Tune Spurtreu laser handlebar alignment tool

Tune’s laser alignment tool sits with two of its machined rests on your bar next to the stem, and one on the stem itself. To align a recently installed bar & stem, you simply switch the small laser on. Rotate the bars until the laser points to the absolute center of your front wheel/tire. Then tighten down the stem and you are done.

Is it necessary? Well, that all depends on a few things. How often are you adjusting bars? How many bikes do you work on? How crooked are all of your bars right now?

Use & Lasting Impressions

First off you have to remember that if you buy the Spurtreu, you have to align it (calibrate the laser) first. There’s something meta about aligning the new alignment tool. Essentially with three small set screws in the laser pointer housing you can point the little red dot exactly where you need it. I calibrated the tool using Tune’s online manual (which curiously isn’t accessible from the tool’s English language page, but can be found here.) I just marked a box with a line 35mm off the edge, sat the Spurtreu on a perfectly flat work surface and aligned the laser’s red dot.

Now the question was, how straight were my bars?

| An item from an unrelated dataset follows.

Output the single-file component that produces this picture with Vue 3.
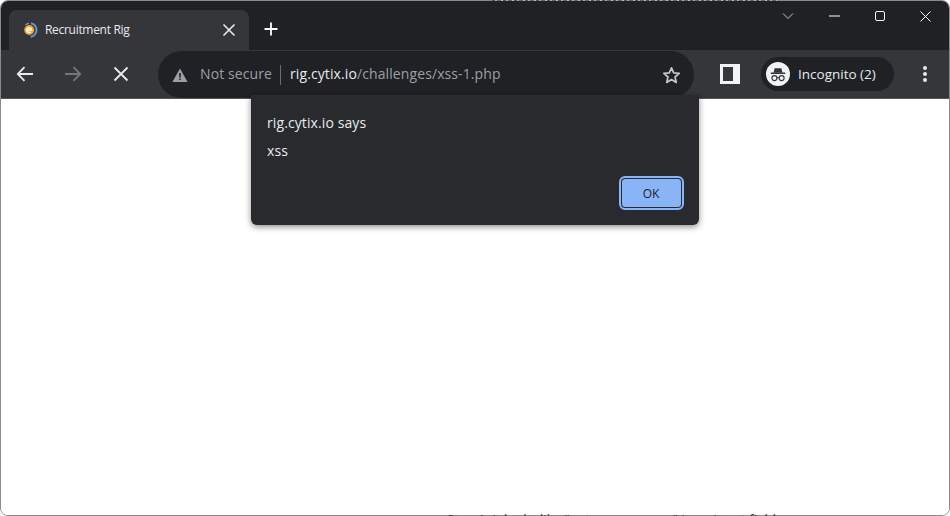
<template>
  <div class="desktop">
    <div class="window">
      <div class="titlebar">
        <div class="tab">
          <svg class="tab__favicon" width="16" height="16" viewBox="0 0 16 16" fill="none">
            <path d="M9 1.3A6.8 6.8 0 0 1 8.6 14.7" stroke="#5b9be0" stroke-width="2" />
            <path d="M7 1.4A6.8 6.8 0 0 0 3.5 3" stroke="#5b9be0" stroke-width="1.4" />
            <circle cx="7.2" cy="8" r="5" fill="#f7a21b" />
            <path d="M4.8 8H9.6A2.4 2.4 0 1 0 8.9 9.8" stroke="#fff" stroke-width="1.5" />
          </svg>
          <span class="tab__title">Recruitment Rig</span>
          <svg class="tab__close" width="14" height="14" viewBox="0 0 14 14" fill="none">
            <path d="M1.5 1.5L12.5 12.5M12.5 1.5L1.5 12.5" stroke="#e8eaed" stroke-width="1.6" />
          </svg>
        </div>
        <svg class="new-tab" width="14" height="14" viewBox="0 0 14 14" fill="none">
          <path d="M7 0.5V13.5M0.5 7H13.5" stroke="#fff" stroke-width="1.8" />
        </svg>
        <div class="caption">
          <svg width="12" height="8" viewBox="0 0 12 8" fill="none">
            <path d="M1 1.5L6 6.5L11 1.5" stroke="#c4c7c9" stroke-width="1" />
          </svg>
          <svg width="11" height="2" viewBox="0 0 11 2" fill="none">
            <path d="M0 1H11" stroke="#fff" stroke-width="1" />
          </svg>
          <svg width="10" height="10" viewBox="0 0 10 10" fill="none">
            <rect x="0.5" y="0.5" width="9" height="9" rx="1.5" stroke="#fff" stroke-width="1" />
          </svg>
          <svg width="11" height="11" viewBox="0 0 11 11" fill="none">
            <path d="M0.5 0.5L10.5 10.5M10.5 0.5L0.5 10.5" stroke="#fff" stroke-width="1" />
          </svg>
        </div>
      </div>

      <div class="toolbar">
        <svg class="nav-icon" width="18" height="16" viewBox="0 0 18 16" fill="none">
          <path d="M17 8H2M8.5 1.2L1.8 8L8.5 14.8" stroke="#e8eaed" stroke-width="1.8" />
        </svg>
        <svg class="nav-icon" width="18" height="16" viewBox="0 0 18 16" fill="none">
          <path d="M1 8H16M9.5 1.2L16.2 8L9.5 14.8" stroke="#75777a" stroke-width="1.8" />
        </svg>
        <svg class="nav-icon" width="16" height="16" viewBox="0 0 16 16" fill="none">
          <path d="M1.5 1.5L14.5 14.5M14.5 1.5L1.5 14.5" stroke="#e8eaed" stroke-width="1.8" />
        </svg>

        <div class="omnibox">
          <svg width="16" height="14" viewBox="0 0 16 14">
            <path d="M8 0.5L15.6 14H0.4Z" fill="#9aa0a6" />
            <path d="M7.2 5H8.8V9.4H7.2ZM7.2 10.4H8.8V12H7.2Z" fill="#202124" />
          </svg>
          <span class="omnibox__secure">Not secure</span>
          <span class="omnibox__sep"></span>
          <span class="omnibox__url"><span class="omnibox__host">rig.cytix.io</span>/challenges/xss-1.php</span>
          <svg class="omnibox__star" width="19" height="18" viewBox="0 0 19 18" fill="none">
            <path d="M9.5 1.8L11.7 6.9L17.2 7.4L13 11L14.3 16.4L9.5 13.5L4.7 16.4L6 11L1.8 7.4L7.3 6.9Z" stroke="#c4c7c9" stroke-width="1.7" stroke-linejoin="round" />
          </svg>
        </div>

        <svg class="side-panel" width="20" height="20" viewBox="0 0 20 20">
          <path d="M0 0H20V20H0ZM3 3V17H13V3Z" fill="#f1f3f4" fill-rule="evenodd" />
        </svg>

        <div class="profile">
          <span class="profile__avatar">
            <svg width="20" height="16" viewBox="0 0 20 16" fill="none">
              <path d="M6.2 1H13.8L15 6H5Z" fill="#35363a" />
              <path d="M2 6.6H18" stroke="#35363a" stroke-width="1.5" />
              <circle cx="6" cy="12" r="2.8" stroke="#35363a" stroke-width="1.3" />
              <circle cx="14" cy="12" r="2.8" stroke="#35363a" stroke-width="1.3" />
              <path d="M8.8 11.6H11.2" stroke="#35363a" stroke-width="1.2" />
            </svg>
          </span>
          <span class="profile__label">Incognito (2)</span>
        </div>

        <svg class="menu" width="6" height="18" viewBox="0 0 6 18">
          <circle cx="3" cy="3" r="2" fill="#e8eaed" />
          <circle cx="3" cy="9" r="2" fill="#e8eaed" />
          <circle cx="3" cy="15" r="2" fill="#e8eaed" />
        </svg>
      </div>

      <div class="page"></div>

      <div class="dialog">
        <div class="dialog__origin">rig.cytix.io says</div>
        <div class="dialog__message">xss</div>
        <div class="dialog__actions">
          <button type="button" class="dialog__ok">OK</button>
        </div>
      </div>
    </div>

    <!-- page behind the window, only a pixel row of it shows -->
    <div class="behind-top"></div>
    <div class="behind-bottom">Step 1: it looks like "enter your name" is an input field</div>
  </div>
</template>

<script setup>
</script>

<style>
html,
body {
  margin: 0;
  overflow: hidden;
}
</style>

<style scoped>
.desktop {
  position: relative;
  width: 950px;
  height: 516px;
  background: #fff;
  overflow: hidden;
  font-family: "Open Sans", "Noto Sans", sans-serif;
}

.behind-top {
  position: absolute;
  left: 492px;
  top: 0;
  width: 285px;
  height: 1px;
  background: repeating-linear-gradient(90deg, #555 0 3px, #aaa 3px 5px, #666 5px 9px, #bbb 9px 11px);
}

.behind-bottom {
  position: absolute;
  left: 447px;
  top: 512px;
  font-size: 13px;
  line-height: 14px;
  letter-spacing: 0.1px;
  color: #333;
  white-space: nowrap;
}

.window {
  position: relative;
  box-sizing: border-box;
  width: 950px;
  height: 516px;
  display: flex;
  flex-direction: column;
  border: 1px solid #8a8a8a;
  border-radius: 8px;
  overflow: hidden;
  background: #fff;
}

.titlebar {
  display: flex;
  align-items: flex-start;
  height: 49px;
  flex-shrink: 0;
  background: #202124;
}

.tab {
  display: flex;
  align-items: center;
  width: 240px;
  height: 40px;
  margin: 9px 0 0 8px;
  padding: 0 13px;
  box-sizing: border-box;
  background: #35363a;
  border-radius: 8px 8px 0 0;
}

.tab__favicon {
  flex-shrink: 0;
}

.tab__title {
  flex: 1;
  margin-left: 7px;
  margin-top: -1px;
  font-size: 12px;
  color: #e8eaed;
  letter-spacing: -0.3px;
}

.tab__close {
  margin-left: -2px;
}

.new-tab {
  margin: 21px 0 0 15px;
}

.caption {
  display: flex;
  align-items: center;
  gap: 35px;
  margin: 9px 18px 0 auto;
  height: 12px;
}

.toolbar {
  display: flex;
  align-items: center;
  height: 49px;
  flex-shrink: 0;
  background: #35363a;
  padding-left: 15px;
  border-bottom: 1px solid #55565a;
  box-sizing: border-box;
}

.nav-icon {
  flex-shrink: 0;
  margin-right: 30px;
}

.nav-icon:nth-of-type(2) {
  margin-right: 31px;
}

.nav-icon:nth-of-type(3) {
  margin-right: 29px;
}

.omnibox {
  display: flex;
  align-items: center;
  width: 536px;
  height: 47px;
  margin-top: 1px;
  padding: 0 13px 0 14px;
  box-sizing: border-box;
  background: #202124;
  border-radius: 24px;
}

.omnibox__secure {
  margin-left: 12px;
  margin-top: -2px;
  font-size: 14px;
  letter-spacing: 0.1px;
  color: #9aa0a6;
}

.omnibox__sep {
  width: 1px;
  height: 20px;
  margin: 0 9px 0 8px;
  background: #6b6d70;
}

.omnibox__url {
  flex: 1;
  margin-top: -2px;
  font-size: 14px;
  letter-spacing: 0.1px;
  color: #9aa0a6;
}

.omnibox__host {
  color: #e8eaed;
}

.side-panel {
  margin-left: 26px;
  flex-shrink: 0;
}

.profile {
  display: flex;
  align-items: center;
  width: 133px;
  height: 34px;
  margin-left: 21px;
  padding-left: 5px;
  box-sizing: border-box;
  background: #202124;
  border-radius: 17px;
}

.profile__avatar {
  display: flex;
  align-items: center;
  justify-content: center;
  width: 24px;
  height: 24px;
  border-radius: 50%;
  background: #f1f3f4;
}

.profile__avatar svg {
  width: 18px;
  height: 15px;
}

.profile__label {
  margin-left: 8px;
  font-size: 13.5px;
  color: #e8eaed;
}

.menu {
  margin-left: 28px;
  flex-shrink: 0;
}

.page {
  flex: 1;
  background: #fff;
}

.dialog {
  position: absolute;
  left: 250px;
  top: 94px;
  width: 448px;
  height: 130px;
  box-sizing: border-box;
  padding: 19px 17px 0 16px;
  background: #292a2d;
  border-radius: 0 0 6px 6px;
  box-shadow: 0 2px 6px rgba(0, 0, 0, 0.45);
  color: #e8eaed;
}

.dialog__origin {
  font-size: 14px;
  line-height: 18px;
  letter-spacing: 0.1px;
}

.dialog__message {
  margin-top: 10px;
  font-size: 14px;
  line-height: 18px;
  letter-spacing: 0.1px;
}

.dialog__actions {
  display: flex;
  justify-content: flex-end;
  margin-top: 18px;
}

.dialog__ok {
  width: 61px;
  height: 30px;
  padding: 0 1px 0 0;
  font-family: inherit;
  font-size: 12px;
  color: #202124;
  background: #8ab4f8;
  border: 1px solid #292a2d;
  border-radius: 4px;
  outline: 2px solid #8ab4f8;
  outline-offset: 0;
}
</style>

Well, out of 6 bikes that I put the Spurtreu on, 2 were perfect, 2 were close to perfect, and for 2 I was actually a bit surprised by how far off they were.

crooked

Am I someone who can’t make a bar straight? Probably not when I think about it, but when I was working in a bike shop I would routinely have to re-straighten a bar that I had already set. And more than once my wife has told me that I set her bars crooked. (Is it possible that it is harder to align the bars on really tiny women’s bikes?)

straight

One caveat to using the Spurtreu is that it doesn’t play well with many stem-mounted or out-front style GPS mounts. It needs clear space next to the stem. And while it worked with every different stem & faceplate design that we tried on road & trail bikes, I did have to move a K-Edge & Garmin mounting bracket to be able to align the bars.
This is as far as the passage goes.